Previously: Karl Watson, Josh Friedberg, John Cardiel, Pontus Alv, Alex Olson, Jahmal Williams

36 Comments

  1. that was a good one, sean mullendore or andy stone would be rad ones to do, or reese forbes

  2. get ethan fowler. he had the style and tricks the supreme kids are into now in ´94, should get the credit he deserves…too sad he may not have anything to do with skateboarding anymore. by the way, very beautiful unnecessary turn in his tincan part at 1:05
    http://www.youtube.com/watch?v=c4vvaIj2o1Q

  3. Does every dude over 30 have to say “Video Days”? I mean yeah it was cool but on a scale with shackle Me Not and all the videos of that era andetc… Video days was fucking lame. Gonz is cool or whatever but his skating never got anybody I know that hype. Niggas a comedy skater. Gonz is like the fucking Iggy Pop of skating, you know you don’t really think he’s that dope but if you don’t say”he raw” you might look like a poser.

  4. First of all, this is pretty much the same list as Watsons. Which is sick, and speaks to those skater and that era.

    I would like to see Quim or Uncle Freddie’s top 5

  5. You guys should write about the best skate parts to remix’s.
    Also, what if you named a child First name Za. Middle name Cha. Last name Ry. Pronounced Zachary

  6. Well shit y’all. If we’re talmbout back in the day, what’s good with Billy Waldman? And if you tryin to diversify your portfolio, maybe get ahold of Upson, BA, Donny Barley, and some other CT alumni. Additional to that Snack, I’d be interested to see the Favorite 5’s of the Q.S crew. I know EST and all that, but y’all got any secret pleasures? Personally, I even like californialookinass videos like Tiltmode stuff, old Thrasher videos, and whatnot.
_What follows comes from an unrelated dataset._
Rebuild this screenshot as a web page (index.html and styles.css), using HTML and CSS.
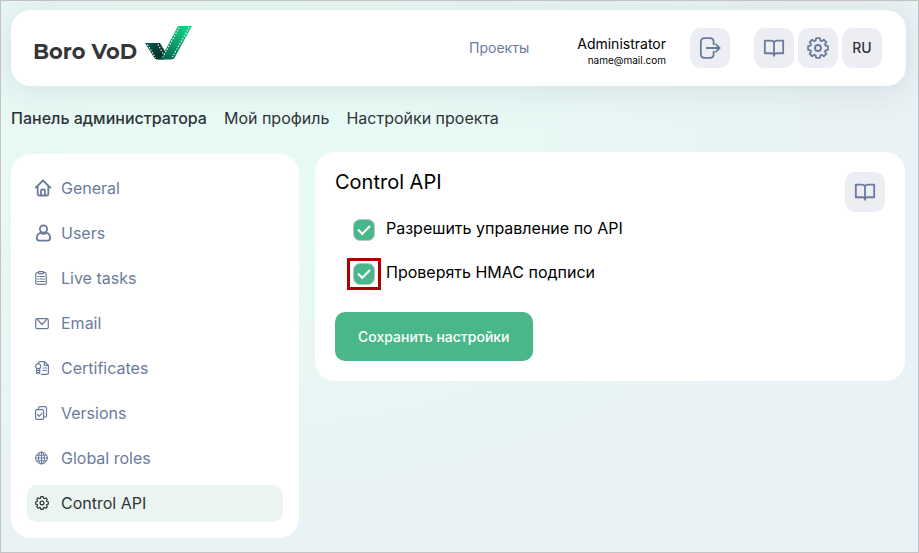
FILE: index.html
```html
<!DOCTYPE html>
<html lang="ru">
<head>
<meta charset="utf-8">
<meta name="viewport" content="width=device-width, initial-scale=1">
<title>Boro VoD</title>
<link rel="stylesheet" href="styles.css">
</head>
<body>
<svg class="sprite" aria-hidden="true">
  <symbol id="book" viewBox="0 0 24 24"><path d="M12 6C11.500 4.700 10 4 8.500 4H2v13.700h7c1.500 0 2.500.6 3 2 .5-1.400 1.500-2 3-2h7V4h-6.500C14 4 12.500 4.700 12 6zM12 6V20.500"/></symbol>
  <symbol id="gear" viewBox="0 0 24 24"><path d="M10 2.200h4l.6 2.700 1.400.6 2.400-1.500 2.700 2.700-1.500 2.400.6 1.400 2.600.5v4l-2.600.6-.6 1.300 1.500 2.400-2.700 2.700-2.400-1.500-1.400.6-.6 2.700h-4l-.6-2.700-1.400-.6L5.600 22l-2.700-2.700 1.500-2.400-.6-1.300-2.600-.6v-4l2.600-.5.6-1.400-1.500-2.400L5.600 4 8 5.500l1.400-.6z" transform="translate(0 -1)"/><circle cx="12" cy="12" r="3.300"/></symbol>
</svg>
<div class="page">
  <header class="topbar">
    <a class="brand" href="#">
      <span>Boro VoD</span>
      <svg class="brand-mark" viewBox="0 0 48 36" aria-hidden="true">
        <defs>
          <linearGradient id="long" x1="1" y1="0" x2=".3" y2="1"><stop offset="0" stop-color="#00e087"/><stop offset=".5" stop-color="#12a670"/><stop offset="1" stop-color="#056650"/></linearGradient>
          <linearGradient id="short" x1="0" y1="0" x2="1" y2="1"><stop offset="0" stop-color="#07594d"/><stop offset="1" stop-color="#02231f"/></linearGradient>
        </defs>
        <path fill="url(#short)" d="M0 18h15l6 10-2 6.500H12q-2 0-3-2z"/>
        <path fill="url(#long)" d="M33 1h14L30 32q-1 2.500-4 2.500H12q3.500-.5 5-3z"/>
        <g fill="none" stroke="#fff" stroke-linecap="butt" stroke-width="1.200" stroke-dasharray="1.300 1.700">
          <path d="M34.200 2.500 18 32M44 2.500 27.500 32M2.500 19.500 10.500 33M13 19.500 18 28.500"/>
        </g>
      </svg>
    </a>
    <nav class="topnav"><a href="#">Проекты</a></nav>
    <div class="user"><span class="user-name">Administrator</span><span class="user-mail">name@mail.com</span></div>
    <button class="tile" type="button" aria-label="Выйти"><svg class="icon" viewBox="0 0 24 24"><path d="M16 8V5.500Q16 1.200 11.800 1.200H6.200Q2 1.200 2 5.500v13q0 4.300 4.200 4.300h5.600Q16 22.800 16 18.500V16M8.500 12H22.500M18.500 8l4 4-4 4"/></svg></button>
    <div class="tools">
      <button class="tile" type="button" aria-label="Документация"><svg class="icon"><use href="#book"/></svg></button>
      <button class="tile" type="button" aria-label="Настройки"><svg class="icon"><use href="#gear"/></svg></button>
      <button class="tile" type="button">RU</button>
    </div>
  </header>

  <nav class="tabs">
    <a class="current" href="#">Панель администратора</a>
    <a href="#">Мой профиль</a>
    <a href="#">Настройки проекта</a>
  </nav>

  <div class="columns">
    <nav class="sidebar">
      <a href="#"><svg class="large" viewBox="0 0 18 18"><path d="M.9 8.500 8 1.500l7.100 7M2.700 7.500V15q0 1.500 1.500 1.500h7.600q1.500 0 1.500-1.500V7.500M6 16.500V12q0-1.500 1.500-1.500h1Q10 10.500 10 12v4.500"/></svg>General</a>
      <a href="#"><svg class="large" viewBox="0 0 18 18"><circle cx="8.500" cy="5" r="3.600"/><path d="M5.500 8.800C3 9.500 1.800 11.500 1.800 14q0 2.700 2.500 2.700h8.400q2.500 0 2.500-2.700c0-2.500-1.200-4.500-3.700-5.200-1.700 1.300-4.300 1.300-6 0z"/></svg>Users</a>
      <a href="#"><svg viewBox="0 0 14 14"><path d="M3.500 1.500H2Q.8 1.500.8 3v9q0 1.400 1.400 1.400h7.600q1.400 0 1.400-1.400V3q0-1.500-1.200-1.500H8.500M3.500.6h5v2h-5zM2.600 5.500h1M5 5.500h4.500M2.600 8h1M5 8h4.500M2.600 10.500h1M5 10.500h4.500"/></svg>Live tasks</a>
      <a href="#"><svg viewBox="0 0 14 14"><rect x=".7" y="2.700" width="12.600" height="10" rx="1.500"/><path d="m2.500 3.500 4.500 5 4.500-5"/></svg>Email</a>
      <a href="#"><svg viewBox="0 0 14 14"><path d="M3.500 2.200V1.800Q3.500.6 4.800.6h4.700l3.900 3.600V12q0 1.400-1.400 1.400H6.500M9.300.8v3.600h3.900M8 7h3.500M8 9.500h3.500"/><circle cx="3.200" cy="5.200" r="2.500"/><path d="M1.700 7.500v5l1.500-1 1.500 1v-5M2 9.500h2.500"/></svg>Certificates</a>
      <a href="#"><svg viewBox="0 0 14 14"><rect x=".6" y="3.600" width="8" height="9.800" rx="1.300"/><path d="M3.500 3.300V1.900Q3.500.6 4.800.6h5.400q1.300 0 1.300 1.300v7.800q0 1.300-1.300 1.300H9M2.500 8.500l1.700 1.800L7 7.200"/></svg>Versions</a>
      <a href="#"><svg class="fine" viewBox="0 0 14 14"><circle cx="6.500" cy="7" r="5.900"/><ellipse cx="6.500" cy="7" rx="3" ry="5.900"/><path d="M6.500 1.100v11.800M.6 7h11.800M1.500 4.200h10M1.500 9.800h10"/></svg>Global roles</a>
      <a class="active" href="#" aria-current="page"><svg class="gear-small"><use href="#gear"/></svg>Control API</a>
    </nav>

    <main class="panel">
      <div class="panel-head">
        <h1>Control API</h1>
        <button class="tile" type="button" aria-label="Справка"><svg class="icon"><use href="#book"/></svg></button>
      </div>
      <form>
        <label class="option"><span class="check"><input type="checkbox" checked></span>Разрешить управление по API</label>
        <label class="option"><span class="check marked"><input type="checkbox" checked></span>Проверять HMAC подписи</label>
        <button class="save" type="button">Сохранить настройки</button>
      </form>
    </main>
  </div>
</div>
</body>
</html>
```
FILE: styles.css
```css
:root {
  --slate: #6b7b9e;
  --green: #4ab78b;
  --ink: #2f3437;
}

* { box-sizing: border-box; }

body {
  margin: 0;
  min-height: 100vh;
  font: 16px/20px Inter, "Liberation Sans", sans-serif;
  color: #000;
  background: #fff;
}

.sprite { position: absolute; width: 0; height: 0; }

a { color: inherit; text-decoration: none; }

svg {
  fill: none;
  stroke: currentColor;
  stroke-linecap: round;
  stroke-linejoin: round;
}

.page {
  min-height: 100vh;
  padding: 9px 12px 14px 10px;
  border: 1px solid #c3c3c3;
  background:
    radial-gradient(ellipse 65% 70% at 28% 25%, #e8faf5 0%, #e8faf5 30%, #e9f2f4 100%);
}

.topbar {
  display: flex;
  align-items: center;
  height: 76px;
  padding: 0 24px 0 22px;
  border-radius: 20px;
  background: #fff;
  box-shadow: 0 4px 32px #94a5b340;
}

.brand {
  display: flex;
  align-items: center;
  gap: 8px;
  margin-right: auto;
  font: 700 21px/28px Montserrat, Lato, sans-serif;
  color: #363636;
}
.brand span { padding-top: 8px; }

.brand-mark { width: 48px; height: 36px; margin-bottom: 10px; stroke: none; }

.topnav { margin-right: 48px; font-size: 14px; color: var(--slate); }

.user {
  display: flex;
  flex-direction: column;
  align-items: flex-end;
  gap: 1px;
  margin-right: 24px;
  padding-top: 4px;
}
.user-name { font-size: 14px; line-height: 18px; }
.user-mail { font-size: 10px; line-height: 12px; }

.tile {
  display: grid;
  place-items: center;
  width: 40px;
  height: 40px;
  padding: 0;
  border: 0;
  border-radius: 10px;
  background: #edeef3;
  color: var(--slate);
}

.tools { display: flex; gap: 4px; margin-left: 24px; }
.tools .tile:last-child { font: 500 14px/20px Inter, sans-serif; color: var(--ink); }

.icon { width: 22px; height: 22px; stroke-width: 2; }

.tabs {
  display: flex;
  gap: 17px;
  padding: 22px 0 24px;
  color: var(--ink);
}
.tabs .current { font-weight: 500; }

.columns {
  display: grid;
  grid-template-columns: 288px 1fr;
  gap: 16px;
  align-items: start;
  padding-right: 1px;
}

.sidebar {
  display: flex;
  flex-direction: column;
  gap: 8px;
  margin-top: 2px;
  padding: 16px;
  border-radius: 20px;
  background: #fff;
  color: var(--slate);
}

.sidebar a {
  display: grid;
  grid-template-columns: 18px 1fr;
  align-items: center;
  gap: 8px;
  height: 37px;
  padding: 0 8px 2px;
  border-radius: 10px;
}
.sidebar svg { width: 14px; height: 14px; stroke-width: 1.2; }
.sidebar .large { width: 18px; height: 18px; stroke-width: 1.8; }
.sidebar .fine { stroke-width: 1; }
.sidebar .gear-small { stroke-width: 2; }
.sidebar .active { background: #ebf4f1; color: var(--ink); }

.panel { padding: 20px; border-radius: 20px; background: #fff; }
.panel-head { display: flex; justify-content: space-between; }

h1 { margin: 0; font-size: 20px; line-height: 20px; font-weight: 400; }

.option {
  display: flex;
  align-items: center;
  gap: 11px;
  width: max-content;
  height: 28px;
  margin: 0 0 16px 18px;
}
.option:first-child { margin-top: 2px; }

.check { position: relative; display: flex; margin-top: 4px; }

.marked::after {
  content: "";
  position: absolute;
  inset: -5px -6px;
  border: 3px solid #ae0000;
  pointer-events: none;
}

.check input {
  appearance: none;
  display: grid;
  place-items: center;
  width: 22px;
  height: 22px;
  margin: 0;
  border: 1px solid #b5c9cc;
  border-radius: 7px;
  background: var(--green);
}

.check input:checked::before {
  content: "";
  box-sizing: border-box;
  width: 12px;
  height: 7px;
  margin-bottom: 3px;
  border: solid #fff;
  border-width: 0 0 2px 2px;
  transform: rotate(-45deg);
}

.save {
  display: block;
  height: 49px;
  margin-top: 26px;
  padding: 0 23px;
  border: 0;
  border-radius: 10px;
  background: var(--green);
  color: #fff;
  font: 500 14px/20px Inter, "Liberation Sans", sans-serif;
}
```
Well, goodnight, have a good weekend all.

  7. westgate would be cool, but he’d probably say donny barley and other wholesome boring safe shit. any late 90s SF six newell dudes would be titie – especially nate jones. j cassanova would be fascinating because he’d choose four of his own parts and PJ from wonderful horrible life. kyle james is my top vote tho

  8. Tough to argue with a quality list like that, i know Koston used to skate vert though so it would have been funny to hear which vert parts had him rewinding the VCR in his mini frost days.

    My top 5, Five Favorite requests:
    Steven Cales
    Bobby Puleo
    Jeff Pang
    Jake Johnson
    Yaje Popson

  9. My Top 5, Five Favorite Requests:
    Terio
    Donald Sterling
    Solange Knowles
    Lupita N’yongo
    Ian Bradley

  10. CEEZ: “Video days aint shit”. Innovators don’t seem too innovative after every one else adapts to the reality that they created. Also, video days needs to be seen as one piece. Gonz being the lead singer of the band. But it is a total package. Do your homework. Your statement is original and bold, but erroneous. Along your reasoning, Rakim sounds like everyone else, whats the big deal. Why listen to Led Zeppelin, when there is pear jam? Doing things first matters.

  11. I feel what you saying Poser and I don’t say Video Days aint shit but the hype on it in 2014 and it’s “influence on skating” is waaaay bigger than when it came it out. Gonz’s part is not groundbreaking other than the fact he skates around like a young sketchy Robin Williams. The list is for VIDEO PARTS not “total packages” anyway. Led Zep sucks and steals songs Pearl jam sucks too and Rakim is dope but he not the best ever. You’re reasoning is kind of off but I get the point. I still say that Gonz and this part in particular is over rated and romanticized over a lil too much, to the point where it sounds almost cliche. If anything Gonz’s art work and style were bigger influences on skating on a whole than his actual skating.

  12. “j cassanova would be fascinating because he’d choose four of his own parts”. This would be pretty amazing.

  13. Nice to see Lee’s Video Days part called out. When you feel like you should only be choosing one representative part from a huge vid, it’s gonna have to be The Holy Gonz, but Lee’s part, especially when I was a much younger skater, got me equally stoked. I’d replay one of their parts ’til it got tired, then switch to the other. Frankly, feel that Mr. Frosty’s own part in (–don’t shoot me Snack!–) Mouse has suffered a similar fate, overshadowed by the necessity of singling out one part from the legendary vid.

  14. RE Video Days;

    Im going to sort of, surprisingly, agree with CEEZ to an extent. As someone who was skating at that time, I dont think Video Days had quite the impact then as many say it does now. I think what mad it significant is that it was Mark Gonzalez first real video part. Up until then, there were glimpses in other videos (Savannah Slamma and so forth), but mostly what you got were photos and mentions in the mags. Everyone new he was responsible for early street skating but this was his first part, which made it significant.

    In my opinion the video that really shook up the world at that time was Questionable (one year after video days). The skating was light years ahead of everything else at its time (Duffy invented modern handrail skating and Carroll, basically, created the fluid tech skating we now watch). If anything, I think that was the big video of the time, and it created the idea of big-time skate videos as the defining means of documenting skating.

  15. If we’re still in the business of making requests:

    Pappalardo, Kalis, Aaron Herrington, Scott Johnston, Gino.